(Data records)

★ ★ ★

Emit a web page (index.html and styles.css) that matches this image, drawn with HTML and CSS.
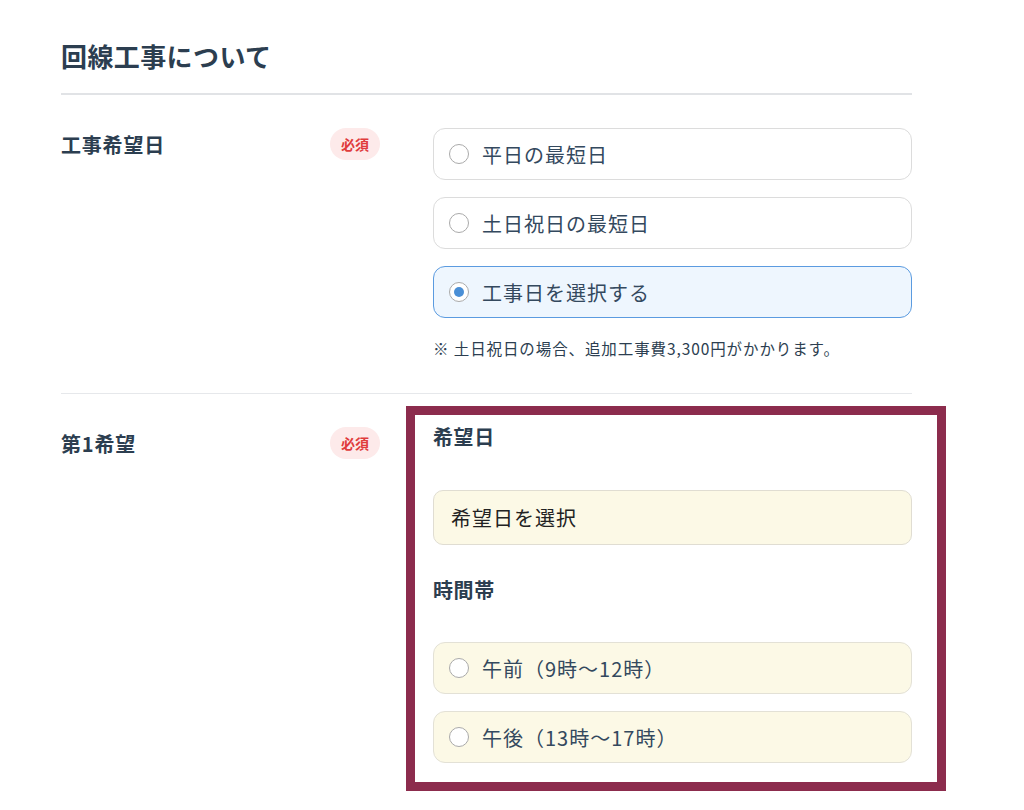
FILE: index.html
```html
<!DOCTYPE html>
<html lang="ja">
<head>
  <meta charset="UTF-8">
  <title>回線工事について</title>
  <link rel="stylesheet" href="styles.css">
</head>
<body>

  <div class="section">
    <h2 class="section-title">回線工事について</h2>

    <div class="row">
      <div class="label">工事希望日</div>
      <div><span class="badge">必須</span></div>
      <div class="field">
        <label class="option">
          <span class="radio"></span>
          <span>平日の最短日</span>
        </label>
        <label class="option">
          <span class="radio"></span>
          <span>土日祝日の最短日</span>
        </label>
        <label class="option selected">
          <span class="radio checked"></span>
          <span>工事日を選択する</span>
        </label>
        <p class="note">※ 土日祝日の場合、追加工事費3,300円がかかります。</p>
      </div>
    </div>

    <div class="row">
      <div class="label">第1希望</div>
      <div><span class="badge">必須</span></div>
      <div class="field highlighted">
        <div class="sub-title">希望日</div>
        <div class="date-input">希望日を選択</div>
        <div class="sub-title time">時間帯</div>
        <label class="option pending">
          <span class="radio"></span>
          <span>午前（9時〜12時）</span>
        </label>
        <label class="option pending">
          <span class="radio"></span>
          <span>午後（13時〜17時）</span>
        </label>
      </div>
    </div>
  </div>

</body>
</html>
```

FILE: styles.css
```css
body {
  margin: 0;
  font-family: "Noto Sans CJK JP", "Noto Sans", sans-serif;
  color: #2c3e50;
  background: #fff;
}
.section {
  width: 851px;
  margin-left: 61px;
  padding-top: 36px;
}
.section-title {
  font-size: 26px;
  font-weight: bold;
  letter-spacing: 0.4px;
  line-height: 40px;
  margin: 0;
  padding-bottom: 17px;
  border-bottom: 2px solid #e1e3e6;
}
.row {
  display: grid;
  grid-template-columns: 1fr 50px 479px;
  column-gap: 53px;
  padding: 33px 0 34px;
  border-bottom: 1px solid #e6e8eb;
}
.row:last-child {
  border-bottom: none;
}
.label {
  font-size: 20px;
  font-weight: bold;
  letter-spacing: 0.8px;
  line-height: 28px;
  margin-top: 3px;
}
.badge {
  display: inline-block;
  width: 50px;
  height: 32px;
  line-height: 32px;
  border-radius: 16px;
  background: #fdeaea;
  color: #e03c3c;
  font-size: 14px;
  font-weight: bold;
  text-align: center;
}
.field {
  display: flex;
  flex-direction: column;
  gap: 17px;
}
.option {
  display: flex;
  align-items: center;
  gap: 13px;
  height: 50px;
  padding: 0 15px;
  border: 1px solid #dcdcdc;
  border-radius: 12px;
  background: #fff;
  font-size: 20px;
  letter-spacing: 1px;
  color: #34495e;
}
.option.selected {
  background: #eef6fe;
  border-color: #5b9be0;
}
.option.pending {
  background: #fcf9e6;
  border-color: #e3e1d6;
}
.radio {
  width: 18px;
  height: 18px;
  border: 1px solid #aaa;
  border-radius: 50%;
  background: #fff;
  display: flex;
  align-items: center;
  justify-content: center;
}
.radio.checked::after {
  content: "";
  width: 10px;
  height: 10px;
  border-radius: 50%;
  background: #4a8fd6;
}
.note {
  margin: 2px 0 0;
  font-size: 15.5px;
  letter-spacing: 0.9px;
  color: #2c3e50;
}
.highlighted {
  position: relative;
  gap: 0;
}
.highlighted::before {
  content: "";
  position: absolute;
  left: -27px;
  right: -34px;
  top: -21px;
  bottom: -28px;
  border: 9px solid #8c2c4d;
  pointer-events: none;
}
.sub-title {
  font-size: 20px;
  font-weight: bold;
  letter-spacing: 0.6px;
  line-height: 26px;
  margin-top: -3px;
}
.date-input {
  margin-top: 40px;
  height: 53px;
  line-height: 53px;
  padding: 0 17px;
  border: 1px solid #e0ddd2;
  border-radius: 10px;
  background: #fcf9e6;
  font-size: 20px;
  letter-spacing: 1px;
  color: #222;
}
.sub-title.time {
  margin-top: 32px;
  margin-bottom: 39px;
}
.option.pending + .option.pending {
  margin-top: 17px;
}
```
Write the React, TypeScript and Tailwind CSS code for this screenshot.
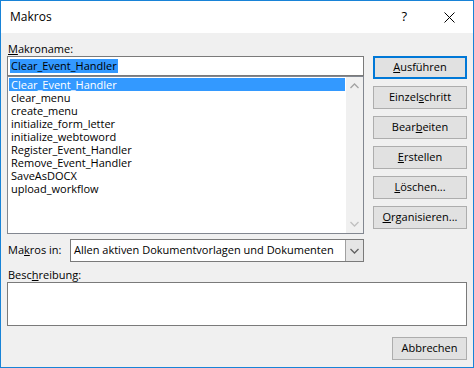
import React from "react";

const items = [
  "Clear_Event_Handler",
  "clear_menu",
  "create_menu",
  "initialize_form_letter",
  "initialize_webtoword",
  "Register_Event_Handler",
  "Remove_Event_Handler",
  "SaveAsDOCX",
  "upload_workflow",
];

function Btn({ children, primary }: { children: React.ReactNode; primary?: boolean }) {
  return (
    <div
      className={
        "h-[23px] flex items-center justify-center bg-[#e1e1e1] " +
        (primary ? "border-2 border-[#0078d7]" : "border border-[#adadad]")
      }
    >
      {children}
    </div>
  );
}

function Chevron({ up, color }: { up?: boolean; color: string }) {
  return (
    <svg width="9" height="6" viewBox="0 0 9 6">
      {up ? (
        <path d="M0.5 5 L4.5 1 L8.5 5" fill="none" stroke={color} strokeWidth="1.3" />
      ) : (
        <path d="M0.5 1 L4.5 5 L8.5 1" fill="none" stroke={color} strokeWidth="1.3" />
      )}
    </svg>
  );
}

export default function App() {
  return (
    <div
      className="w-[474px] h-[368px] border border-[#1883d7] bg-[#f0f0f0] flex flex-col text-[11px] text-black"
      style={{ fontFamily: '"Open Sans", "Noto Sans", sans-serif' }}
    >
      <div className="h-[32px] bg-white flex items-center pl-[9px] shrink-0">
        <span className="text-[12px]">Makros</span>
        <span className="ml-auto mr-[37px] text-[13px]">?</span>
        <svg width="11" height="11" viewBox="0 0 11 11" className="mr-[18px]">
          <path d="M0.5 0.5 L10.5 10.5 M10.5 0.5 L0.5 10.5" stroke="#000" strokeWidth="1" />
        </svg>
      </div>
      <div className="flex-1 px-[6px] pt-[8px] flex flex-col">
        <div className="flex gap-[9px]">
          <div className="w-[357px] flex flex-col">
            <div className="h-[15px] leading-[15px] pl-[1px]">
              <u>M</u>akroname:
            </div>
            <div className="h-[20px] bg-white border border-[#7a7a7a] flex items-center pl-[2px]">
              <span className="bg-[#3399ff] leading-[14px] px-[1px]">Clear_Event_Handler</span>
            </div>
            <div className="h-[158px] bg-white border border-[#828790] flex">
              <div className="flex-1 p-[1px] pt-[1px]">
                {items.map((it, i) => (
                  <div
                    key={it}
                    className={
                      "h-[13px] leading-[13px] pl-[2px] " + (i === 0 ? "bg-[#3399ff] text-white" : "")
                    }
                  >
                    {it}
                  </div>
                ))}
              </div>
              <div className="w-[17px] bg-[#f0f0f0] flex flex-col items-center justify-between py-[6px]">
                <Chevron up color="#a3a3a3" />
                <Chevron color="#c0c0c0" />
              </div>
            </div>
            <div className="mt-[5px] flex items-center">
              <div className="w-[63px] pl-[1px]">
                Ma<u>k</u>ros in:
              </div>
              <div className="flex-1 h-[23px] bg-white border border-[#7a7a7a] flex">
                <div className="flex-1 flex items-center pl-[3px]">
                  Allen aktiven Dokumentvorlagen und Dokumenten
                </div>
                <div className="w-[18px] bg-[#e5e5e5] border-l border-[#a0a0a0] flex items-center justify-center">
                  <Chevron color="#606060" />
                </div>
              </div>
            </div>
          </div>
          <div className="w-[94px] flex flex-col gap-[7px] pt-[15px]">
            <Btn primary>
              <span>
                <u>A</u>usführen
              </span>
            </Btn>
            <Btn>
              <span>
                Einzel<u>s</u>chritt
              </span>
            </Btn>
            <Btn>
              <span>
                Bear<u>b</u>eiten
              </span>
            </Btn>
            <Btn>
              <span>
                <u>E</u>rstellen
              </span>
            </Btn>
            <Btn>
              <span>
                <u>L</u>öschen...
              </span>
            </Btn>
            <Btn>
              <span>
                <u>O</u>rganisieren...
              </span>
            </Btn>
          </div>
        </div>
        <div className="mt-[5px] h-[15px] leading-[15px] pl-[1px]">
          Besc<u>h</u>reibung:
        </div>
        <div className="h-[44px] bg-white border border-[#7a7a7a]" />
        <div className="mt-[11px] flex justify-end">
          <div className="w-[75px]">
            <Btn>Abbrechen</Btn>
          </div>
        </div>
      </div>
    </div>
  );
}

★ ★ ★

> _Exercise description_: Extract exactly the lines running from the line containing "Write the React, TypeScript" to the line containing "import React from", with both end lines included and all pictures left out.

> _Task output_:
Write the React, TypeScript and Tailwind CSS code for this screenshot.
import React from "react";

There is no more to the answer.